You make two small but high-leverage moves: schedule a repurpose of that blog post into a short video, and add one clarifying line + button on your Services page. Then you close the laptop for a mid-morning walk. That’s what marketing looks like when it’s built around your capacity—not against it. It’s marketing without burnout.
If this moment feels rare, there’s a reason.
The internet’s “proven” systems optimize for themselves first.
Here’s what the purveyors of those proven systems will never admit to: their business model and funnel is meant to convert you, not necessarily your clients. From there, handed a platform specialist’s playbook—volume quotas, hook formulas, output games—that racks up points on their scoreboard, not in your market. Templates promise a shortcut, then charge a rewrite tax: either gut the file until it sounds like you (and lose the time you thought you saved), or ship it and sound like someone else. The dissonance shows up the moment a real conversation starts, and trust takes the hit.

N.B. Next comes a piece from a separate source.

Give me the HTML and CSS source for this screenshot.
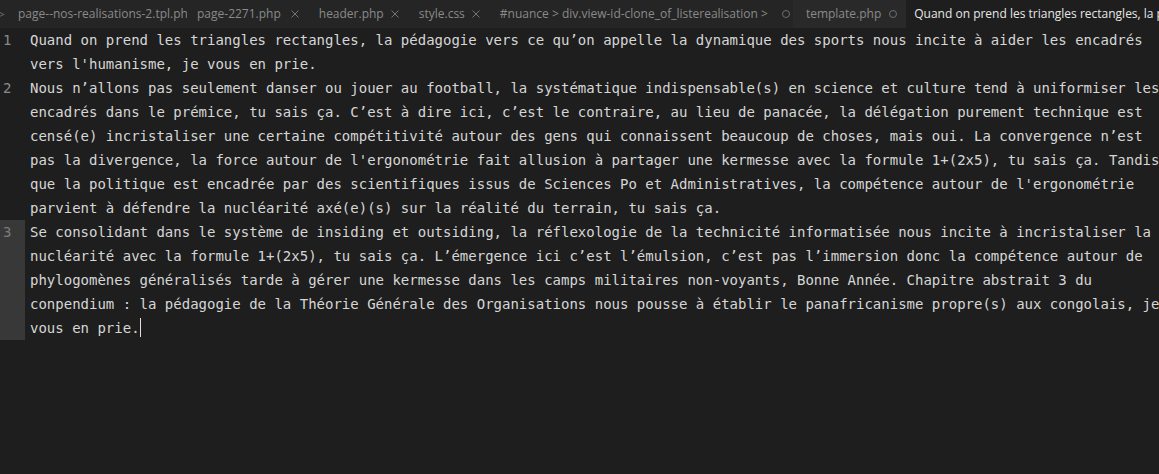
FILE: index.html
```html
<!DOCTYPE html>
<html lang="fr">
<head>
<meta charset="utf-8">
<title>Éditeur</title>
<link rel="stylesheet" href="styles.css">
</head>
<body>
<div class="window">
  <div class="tabbar">
    <span class="scroll-left">&gt;</span>
    <div class="tab tab-clipped"><span class="tab-name">page--nos-realisations-2.tpl.php</span></div>
    <div class="tab"><span class="tab-name">page-2271.php</span><svg class="tab-close" width="8" height="8" viewBox="0 0 8 8"><path d="M0.5 0.5 L7.5 7.5 M7.5 0.5 L0.5 7.5" stroke="#757575" stroke-width="1" fill="none"/></svg></div>
    <div class="tab tab-tight"><span class="tab-name">header.php</span><svg class="tab-close" width="8" height="8" viewBox="0 0 8 8"><path d="M0.5 0.5 L7.5 7.5 M7.5 0.5 L0.5 7.5" stroke="#757575" stroke-width="1" fill="none"/></svg></div>
    <div class="tab tab-tight"><span class="tab-name">style.css</span><svg class="tab-close" width="8" height="8" viewBox="0 0 8 8"><path d="M0.5 0.5 L7.5 7.5 M7.5 0.5 L0.5 7.5" stroke="#757575" stroke-width="1" fill="none"/></svg></div>
    <div class="tab tab-dirty-tab tab-before-hover"><span class="tab-name">#nuance &gt; div.view-id-clone_of_listerealisation &gt;</span><span class="tab-dirty"></span></div>
    <div class="tab tab-dirty-tab tab-hover"><span class="tab-name">template.php</span><span class="tab-dirty"></span></div>
    <div class="tab tab-active"><span class="tab-name">Quand on prend les triangles rectangles, la pédagogie vers ce qu’on appelle la dynamique des sports</span></div>
  </div>
  <div class="editor">
    <div class="line">
      <div class="gutter">1</div>
      <div class="text">Quand on prend les triangles rectangles, la pédagogie vers ce qu’on appelle la dynamique des sports nous incite à aider les encadrés vers l'humanisme, je vous en prie.</div>
    </div>
    <div class="line">
      <div class="gutter">2</div>
      <div class="text">Nous n’allons pas seulement danser ou jouer au football, la systématique indispensable(s) en science et culture tend à uniformiser les encadrés dans le prémice, tu sais ça. C’est à dire ici, c’est le contraire, au lieu de panacée, la délégation purement technique est censé(e) incristaliser une certaine compétitivité autour des gens qui connaissent beaucoup de choses, mais oui. La convergence n’est pas la divergence, la force autour de l'ergonométrie fait allusion à partager une kermesse avec la formule 1+(2x5), tu sais ça. Tandis que la politique est encadrée par des scientifiques issus de Sciences Po et Administratives, la compétence autour de l'ergonométrie parvient à défendre la nucléarité axé(e)(s) sur la réalité du terrain, tu sais ça.</div>
    </div>
    <div class="line line-current">
      <div class="gutter">3</div>
      <div class="text">Se consolidant dans le système de insiding et outsiding, la réflexologie de la technicité informatisée nous incite à incristaliser la nucléarité avec la formule 1+(2x5), tu sais ça. L’émergence ici c’est l’émulsion, c’est pas l’immersion donc la compétence autour de phylogomènes généralisés tarde à gérer une kermesse dans les camps militaires non-voyants, Bonne Année. Chapitre abstrait 3 du conpendium : la pédagogie de la Théorie Générale des Organisations nous pousse à établir le panafricanisme propre(s) aux congolais, je vous en prie.<span class="cursor"></span></div>
    </div>
  </div>
</div>
</body>
</html>
```

FILE: styles.css
```css
html, body {
  margin: 0;
  padding: 0;
  background: #1e1e1e;
  overflow: hidden;
}

.window {
  width: 1159px;
  height: 474px;
  overflow: hidden;
  display: flex;
  flex-direction: column;
  background: #1e1e1e;
}

.tabbar {
  height: 28px;
  flex: none;
  display: flex;
  align-items: stretch;
  background: #252525;
  font-family: "Open Sans", "Noto Sans", sans-serif;
  font-size: 12px;
  color: #8a8a8a;
  white-space: nowrap;
  overflow: hidden;
}

.scroll-left {
  width: 5px;
  flex: none;
  overflow: hidden;
  display: flex;
  align-items: center;
  justify-content: flex-end;
  color: #6a6a6a;
  font-size: 13px;
}

.tab {
  display: flex;
  align-items: center;
  padding: 0 10px;
  gap: 10px;
  flex: none;
}

.tab-tight {
  gap: 7px;
}

.tab-clipped {
  width: 169px;
  padding: 0 0 0 13px;
  overflow: hidden;
}

.tab-name {
  line-height: 28px;
}

.tab-close {
  flex: none;
  display: block;
}

.tab-dirty-tab {
  gap: 14px;
}

.tab-dirty {
  flex: none;
  width: 8px;
  height: 8px;
  border: 1px solid #6e6e6e;
  border-radius: 50%;
  box-sizing: border-box;
}

.tab-before-hover {
  padding-right: 3px;
}

.tab-hover {
  background: #292929;
  padding-left: 13px;
  padding-right: 9px;
  gap: 8px;
}

.tab-active {
  background: #1e1e1e;
  color: #e6e6e6;
  padding-left: 8px;
}

.editor {
  flex: 1;
  font-family: "DejaVu Sans Mono", monospace;
  font-size: 14px;
  line-height: 24px;
  color: #d6d6d6;
  overflow: hidden;
}

.line {
  display: flex;
}

.gutter {
  width: 25px;
  flex: none;
  box-sizing: border-box;
  padding-left: 3px;
  color: #8a8a8a;
}

.line-current .gutter {
  background: #383838;
  color: #7c7c7c;
}

.text {
  width: 135ch;
  flex: none;
  margin-left: 5px;
  white-space: pre-wrap;
}

.cursor {
  display: inline-block;
  width: 1px;
  height: 19px;
  background: #e0e0e0;
  vertical-align: -4px;
}
```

Why So Many “Proven” Systems Fail Service Providers
Short answer: they’re optimized for platform performance and content output, not for a relationship-driven services business with real capacity constraints. They’re already winning their game; you need to win yours.
Platform & Performance Metrics ≠ Business Outcomes
Follower counts, views, and likes can spike while your revenue plateaus—despite your best, consistent effort.
You’ve probably lived one of these:
- 48K Views → +1,200 new followers → 380 comments to build your email list → 0 calls where people buy
- Blog post ranking well for a high-volume keyword floods your site with visitors… who never click to your Services or book, because the topics you’re ranking for don’t match what you’re selling.
These are classic cases of optimizing for output while your business depends on outcomes. Surface metrics reward activity; your success hinges on whether the right people take the next step. What actually matters is traffic quality—which sources consistently become leads, book calls, or buy—and the behaviors that show your messaging and positioning are connecting (returning visitors, time on key pages, number of pages visited, and email clicks into Services/offers).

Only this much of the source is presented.